Written exercise
Copy the data precisely, character for character, and leave out every picture.

Supplied information
# # # #

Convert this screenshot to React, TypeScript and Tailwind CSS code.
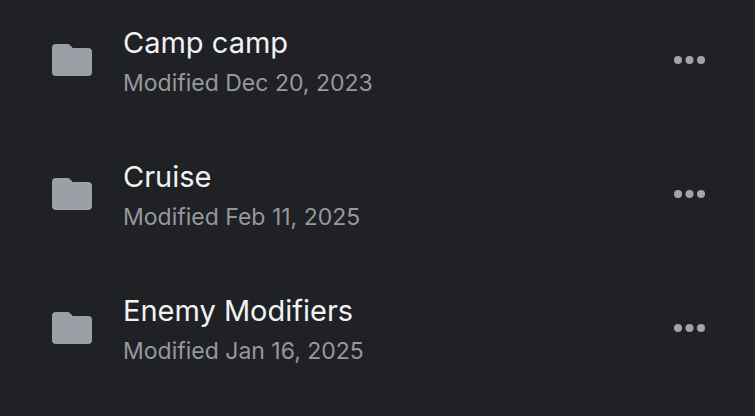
const folders = [
  { name: "Camp camp", modified: "Dec 20, 2023" },
  { name: "Cruise", modified: "Feb 11, 2025" },
  { name: "Enemy Modifiers", modified: "Jan 16, 2025" },
];

function FolderIcon() {
  return (
    <svg viewBox="0 0 40 32" className="h-8 w-10 shrink-0 fill-[#9ba0a6]" aria-hidden="true">
      <path d="M4 0h11.5c1 0 1.7.4 2.4 1.1L20.8 4H36a4 4 0 0 1 4 4v20a4 4 0 0 1-4 4H4a4 4 0 0 1-4-4V4a4 4 0 0 1 4-4z" />
    </svg>
  );
}

function MoreIcon() {
  return (
    <svg viewBox="0 0 32 8" className="h-2 w-8 fill-[#a3a4a8]" aria-hidden="true">
      <circle cx="4" cy="4" r="4" />
      <circle cx="15.5" cy="4" r="4" />
      <circle cx="27" cy="4" r="4" />
    </svg>
  );
}

export default function App() {
  return (
    <main className="min-h-screen bg-[#202125] font-['Inter','Liberation_Sans',sans-serif]">
      <ul className="pt-[23px]">
        {folders.map((folder) => (
          <li key={folder.name} className="flex items-center pr-[49px] pb-15 pl-13">
            <FolderIcon />
            <div className="ml-[31px] min-w-0 flex-1">
              <h2 className="text-[29px] leading-10 text-[#f1f2f4]">{folder.name}</h2>
              <p className="mt-1.5 text-[23px] leading-7 text-[#97989d]">Modified {folder.modified}</p>
            </div>
            <button type="button" className="flex" aria-label={`More options for ${folder.name}`}>
              <MoreIcon />
            </button>
          </li>
        ))}
      </ul>
    </main>
  );
}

# # # #

Reply
Convert this screenshot to React, TypeScript and Tailwind CSS code.
const folders = [
  { name: "Camp camp", modified: "Dec 20, 2023" },
  { name: "Cruise", modified: "Feb 11, 2025" },
  { name: "Enemy Modifiers", modified: "Jan 16, 2025" },
];

function FolderIcon() {
  return (
    <svg viewBox="0 0 40 32" className="h-8 w-10 shrink-0 fill-[#9ba0a6]" aria-hidden="true">
      <path d="M4 0h11.5c1 0 1.7.4 2.4 1.1L20.8 4H36a4 4 0 0 1 4 4v20a4 4 0 0 1-4 4H4a4 4 0 0 1-4-4V4a4 4 0 0 1 4-4z" />
    </svg>
  );
}

function MoreIcon() {
  return (
    <svg viewBox="0 0 32 8" className="h-2 w-8 fill-[#a3a4a8]" aria-hidden="true">
      <circle cx="4" cy="4" r="4" />
      <circle cx="15.5" cy="4" r="4" />
      <circle cx="27" cy="4" r="4" />
    </svg>
  );
}

export default function App() {
  return (
    <main className="min-h-screen bg-[#202125] font-['Inter','Liberation_Sans',sans-serif]">
      <ul className="pt-[23px]">
        {folders.map((folder) => (
          <li key={folder.name} className="flex items-center pr-[49px] pb-15 pl-13">
            <FolderIcon />
            <div className="ml-[31px] min-w-0 flex-1">
              <h2 className="text-[29px] leading-10 text-[#f1f2f4]">{folder.name}</h2>
              <p className="mt-1.5 text-[23px] leading-7 text-[#97989d]">Modified {folder.modified}</p>
            </div>
            <button type="button" className="flex" aria-label={`More options for ${folder.name}`}>
              <MoreIcon />
            </button>
          </li>
        ))}
      </ul>
    </main>
  );
}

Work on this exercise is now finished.